Required work »
Single out each line with the word "components" and copy it.

Records for this task »
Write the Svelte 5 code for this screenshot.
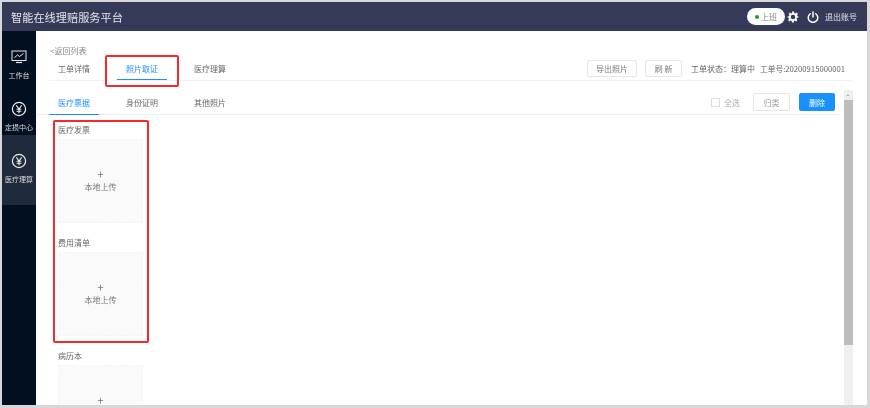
<script>
	const topTabs = ['工单详情', '照片取证', '医疗理算'];
	const subTabs = ['医疗票据', '身份证明', '其他照片'];
	const groups = ['医疗发票', '费用清单', '病历本'];
</script>

<div class="frame">
	<header class="topbar">
		<span class="title">智能在线理赔服务平台</span>
		<div class="topright">
			<span class="status"><i class="dot"></i>上班</span>
			<svg class="gear" viewBox="0 0 24 24" width="12" height="12">
				<path fill="#fff" fill-rule="evenodd" d="M10 1h4l.6 3.1 1.9.8 2.6-1.8 2.8 2.8-1.8 2.6.8 1.9L23 11v2l-3.1.6-.8 1.9 1.8 2.6-2.8 2.8-2.6-1.8-1.9.8L14 23h-4l-.6-3.1-1.9-.8-2.6 1.8-2.8-2.8 1.8-2.6-.8-1.9L1 13v-2l3.1-.6.8-1.9L3.1 5.9l2.8-2.8 2.6 1.8 1.9-.8zM12 7.5a4.5 4.5 0 1 0 0 9 4.5 4.5 0 0 0 0-9z"/>
			</svg>
			<svg class="power" viewBox="0 0 24 24" width="12" height="12">
				<path fill="none" stroke="#fff" stroke-width="3" stroke-linecap="round" d="M12 2v10M6.5 5.5a9.5 9.5 0 1 0 11 0"/>
			</svg>
			<span class="logout">退出账号</span>
		</div>
	</header>

	<div class="body">
		<nav class="side">
			<div class="item">
				<svg viewBox="0 -1 16 16" width="16" height="16">
					<rect x="1" y="1" width="14" height="9.5" fill="none" stroke="#e8e8e8" stroke-width="1"/>
					<path d="M3.5 7.5l3-2.5 2 1.5 4-3" fill="none" stroke="#e8e8e8" stroke-width="1"/>
					<path d="M5 12.5h6" stroke="#e8e8e8" stroke-width="1.2"/>
				</svg>
				<span>工作台</span>
			</div>
			{#each ['定损中心', '医疗理算'] as label, i}
				<div class="item" class:active={i === 1}>
					<svg viewBox="0 0 16 16" width="16" height="16">
						<circle cx="8" cy="8" r="6.6" fill="none" stroke="#eee" stroke-width="1.2"/>
						<path d="M5.3 4.2L8 8l2.7-3.8M8 8v4.2M5.6 8.3h4.8M5.6 10.2h4.8" fill="none" stroke="#eee" stroke-width="1.1"/>
					</svg>
					<span>{label}</span>
				</div>
			{/each}
		</nav>

		<main class="main">
			<div class="back">&lt;返回列表</div>
			<div class="tabrow">
				<div class="tabs">
					{#each topTabs as tab, i}
						<div class="tab" class:on={i === 1}>{tab}</div>
					{/each}
				</div>
				<div class="tools">
					<button class="btn wide">导出照片</button>
					<button class="btn narrow">刷 新</button>
					<span class="info state">工单状态：理算中</span>
					<span class="info">工单号:20200915000001</span>
				</div>
			</div>

			<div class="panel">
				<div class="inner">
					<div class="subrow">
						<div class="subtabs">
							{#each subTabs as tab, i}
								<div class="tab" class:on={i === 0}>{tab}</div>
							{/each}
						</div>
						<div class="actions">
							<label class="check"><i class="box"></i>全选</label>
							<button class="btn sort">归类</button>
							<button class="btn del">删除</button>
						</div>
					</div>
					<div class="groups">
						{#each groups as g}
							<section class="group">
								<div class="glabel">{g}</div>
								<div class="upload">
									<span class="plus">+</span>
									<span>本地上传</span>
								</div>
							</section>
						{/each}
					</div>
				</div>
				<div class="scroll">
					<div class="arrow"></div>
					<div class="thumb"></div>
				</div>
			</div>
		</main>
	</div>

	<div class="mark mark1"></div>
	<div class="mark mark2"></div>
</div>

<style>
	:global(body) { margin: 0; background: #fff; }
	.frame {
		position: relative;
		width: 870px;
		height: 408px;
		box-sizing: border-box;
		border: solid #d8d8d8;
		border-width: 2px 3px 3px 2px;
		overflow: hidden;
		display: flex;
		flex-direction: column;
		font-family: "Noto Sans CJK SC", "Liberation Sans", sans-serif;
		font-size: 8px;
		color: #666;
		background: #fff;
		filter: blur(0.45px);
	}
	.topbar {
		flex: none;
		height: 29px;
		background: #343a58;
		display: flex;
		align-items: center;
		justify-content: space-between;
		padding: 0 10px 0 9px;
		color: #e4e5ea;
	}
	.title { font-size: 11.2px; }
	.topright { display: flex; align-items: center; }
	.status {
		width: 38px;
		height: 17px;
		border-radius: 9px;
		background: #fff;
		display: flex;
		align-items: center;
		justify-content: center;
		gap: 2px;
		color: #888;
	}
	.dot { width: 4px; height: 4px; border-radius: 50%; background: #1aa01a; }
	.gear { margin-left: 2px; }
	.power { margin-left: 8px; }
	.logout { margin-left: 6px; color: #e4e5ea; }

	.body { flex: 1; display: flex; min-height: 0; }
	.side { flex: none; width: 34px; background: #020f20; color: #ddd; font-size: 7px; }
	.item {
		height: 52px;
		box-sizing: border-box;
		padding-top: 18px;
		display: flex;
		flex-direction: column;
		align-items: center;
		gap: 5px;
		line-height: 10px;
		white-space: nowrap;
	}
	.item.active { height: 70px; background: #1f2a3d; }

	.main { flex: 1; min-width: 0; padding: 14px 0 0 0; display: flex; flex-direction: column; }
	.back { margin-left: 14px; height: 11px; line-height: 11px; color: #888; }
	.tabrow {
		height: 25px;
		margin: 0 14px 0 13px;
		border-bottom: 1px solid #f2f2f2;
		display: flex;
		justify-content: space-between;
		box-sizing: border-box;
	}
	.tabs, .subtabs { display: flex; gap: 18px; }
	.tab {
		width: 50px;
		text-align: center;
		line-height: 20px;
		padding-top: 3px;
		height: 24px;
		box-sizing: border-box;
		color: #666;
	}
	.tab.on { color: #1890ff; border-bottom: 1.5px solid #1890ff; }
	.tools { display: flex; align-items: center; height: 20px; margin: 2px 8px 0 0; }
	.btn {
		font: inherit;
		padding: 0;
		box-sizing: border-box;
		border: 1px solid #e6e6e6;
		border-radius: 2px;
		background: #fff;
		color: #777;
	}
	.wide { width: 50px; height: 17px; }
	.narrow { width: 37px; height: 17px; margin-left: 8px; margin-right: 9px; }
	.info { margin-right: 5px; white-space: nowrap; color: #666; font-size: 7.7px; }
	.info.state { font-size: 8px; }
	.info:last-child { margin-right: 0; }

	.panel { flex: 1; min-height: 0; display: flex; margin-top: 9px; }
	.inner { flex: 1; min-width: 0; overflow: hidden; }
	.subrow {
		height: 25px;
		box-sizing: border-box;
		border-bottom: 1px solid #ececec;
		padding-left: 13px;
		margin-right: 5px;
		display: flex;
		justify-content: space-between;
	}
	.subtabs .tab { height: 25px; }
	.actions { display: flex; align-items: center; padding-right: 4px; height: 24px; }
	.check { display: flex; align-items: center; gap: 4px; color: #aaa; margin-right: 13px; }
	.box { width: 9px; height: 9px; box-sizing: border-box; border: 1px solid #ddd; }
	.sort { width: 37px; height: 18px; margin-right: 9px; color: #999; }
	.del { width: 36px; height: 18px; background: #1890ff; border-color: #1890ff; color: #fff; }

	.groups { padding: 10px 0 0 22px; }
	.group { height: 113px; }
	.glabel { height: 14px; line-height: 9px; color: #666; }
	.upload {
		width: 85px;
		height: 84px;
		box-sizing: border-box;
		border: 1px dashed #f4f4f4;
		background: #fafafa;
		padding-bottom: 3px;
		display: flex;
		flex-direction: column;
		align-items: center;
		justify-content: center;
		line-height: 11px;
		color: #777;
	}
	.plus { font-size: 11px; line-height: 14px; }

	.scroll { flex: none; width: 9px; margin-right: 14px; background: #efefef; display: flex; flex-direction: column; }
	.arrow { height: 10px; position: relative; }
	.arrow::after {
		content: '';
		position: absolute;
		left: 3px;
		top: 4px;
		border: solid transparent;
		border-width: 0 1.5px 2px;
		border-bottom-color: #999;
	}
	.thumb { height: 245px; background: #bdbdbd; }

	/* red annotation boxes drawn over the screenshot */
	.mark { position: absolute; border: 2px solid #f5282a; border-radius: 2px; box-sizing: border-box; }
	.mark1 { left: 103px; top: 53px; width: 74px; height: 32px; }
	.mark2 { left: 51px; top: 118px; width: 96px; height: 223px; }
</style>
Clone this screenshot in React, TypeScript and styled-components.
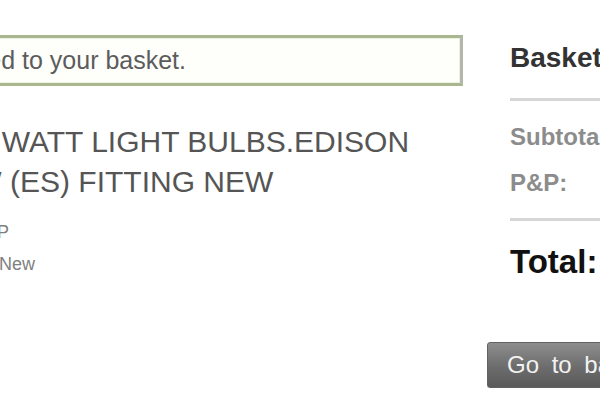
import React from 'react';
import styled, { createGlobalStyle } from 'styled-components';

const GlobalStyle = createGlobalStyle`
  html, body {
    margin: 0;
    padding: 0;
    background: #ffffff;
    overflow: hidden;
  }
  body {
    font-family: "Liberation Sans", Arial, sans-serif;
  }
`;

const Page = styled.div`
  display: flex;
  align-items: flex-start;
  gap: 24px;
  width: 860px;
  margin-left: -123px;
  padding-top: 35px;
`;

const MainColumn = styled.div`
  width: 586px;
  flex-shrink: 0;
`;

const Notice = styled.div`
  border: 3px solid #a9b68f;
  border-right-color: #b3b6aa;
  box-shadow: inset 0 0 0 1px #eaf1dc;
  background: #fefffb;
  padding: 0 10px;
  font-size: 25px;
  line-height: 45px;
  color: #5c5c5c;
  white-space: nowrap;
`;

const Title = styled.h1`
  margin: 36px 0 0;
  padding-left: 13px;
  font-size: 30px;
  font-weight: normal;
  line-height: 40px;
  color: #555555;
`;

const Details = styled.div`
  margin-top: 14px;
  padding-left: 13px;
  font-size: 18px;
  line-height: 32px;
  color: #808080;
`;

const DetailLine = styled.div`
  white-space: nowrap;
`;

const Label = styled.span`
  display: inline-block;
  width: 109px;
`;

const Summary = styled.aside`
  width: 250px;
  flex-shrink: 0;
  padding-top: 7px;
`;

const SummaryBody = styled.div`
  padding: 0 23px;
`;

const SummaryTitle = styled.h2`
  margin: 0;
  font-size: 28px;
  font-weight: bold;
  line-height: 32px;
  color: #333333;
  white-space: nowrap;
`;

const Divider = styled.hr<{ $top: number }>`
  margin: ${(p) => p.$top}px 0 0;
  border: 0;
  height: 3px;
  background: #d6d6d6;
`;

const Rows = styled.div`
  display: flex;
  flex-direction: column;
  gap: 14px;
  margin-top: 20px;
`;

const Row = styled.div<{ $total?: boolean }>`
  display: flex;
  justify-content: space-between;
  font-size: ${(p) => (p.$total ? 33 : 24)}px;
  line-height: ${(p) => (p.$total ? 40 : 32)}px;
  font-weight: bold;
  color: ${(p) => (p.$total ? '#111111' : '#8c8c8c')};
  white-space: nowrap;
`;

const TotalRow = styled(Row)`
  margin-top: 21px;
`;

const BasketButton = styled.button`
  margin-top: 60px;
  height: 46px;
  padding: 0 19px;
  border: 1px solid #626262;
  border-radius: 3px;
  background: linear-gradient(#8e8e8e, #6c6c6c 55%, #5a5a5a);
  box-shadow: 0 1px 0 #d8d8d8;
  font-family: "Liberation Sans", Arial, sans-serif;
  font-size: 24px;
  word-spacing: 6px;
  color: #f2f2f2;
  white-space: nowrap;
  cursor: pointer;
`;

export default function App() {
  return (
    <>
      <GlobalStyle />
      <Page>
        <MainColumn>
          <Notice>Item added to your basket.</Notice>
          <Title>10 X 40 WATT LIGHT BULBS.EDISON SCREW (ES) FITTING NEW</Title>
          <Details>
            <DetailLine>Price incl. P&amp;P</DetailLine>
            <DetailLine>
              <Label>Condition:</Label>New
            </DetailLine>
          </Details>
        </MainColumn>

        <Summary>
          <SummaryBody>
            <SummaryTitle>Basket summary</SummaryTitle>
            <Divider $top={24} />
            <Rows>
              <Row>
                <span>Subtotal:</span>
                <span>£3.99</span>
              </Row>
              <Row>
                <span>P&amp;P:</span>
                <span>£0.00</span>
              </Row>
            </Rows>
            <Divider $top={19} />
            <TotalRow $total>
              <span>Total:</span>
              <span>£3.99</span>
            </TotalRow>
          </SummaryBody>
          <BasketButton type="button">Go to basket</BasketButton>
        </Summary>
      </Page>
    </>
  );
}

Answer to the task »
Clone this screenshot in React, TypeScript and styled-components.
import styled, { createGlobalStyle } from 'styled-components';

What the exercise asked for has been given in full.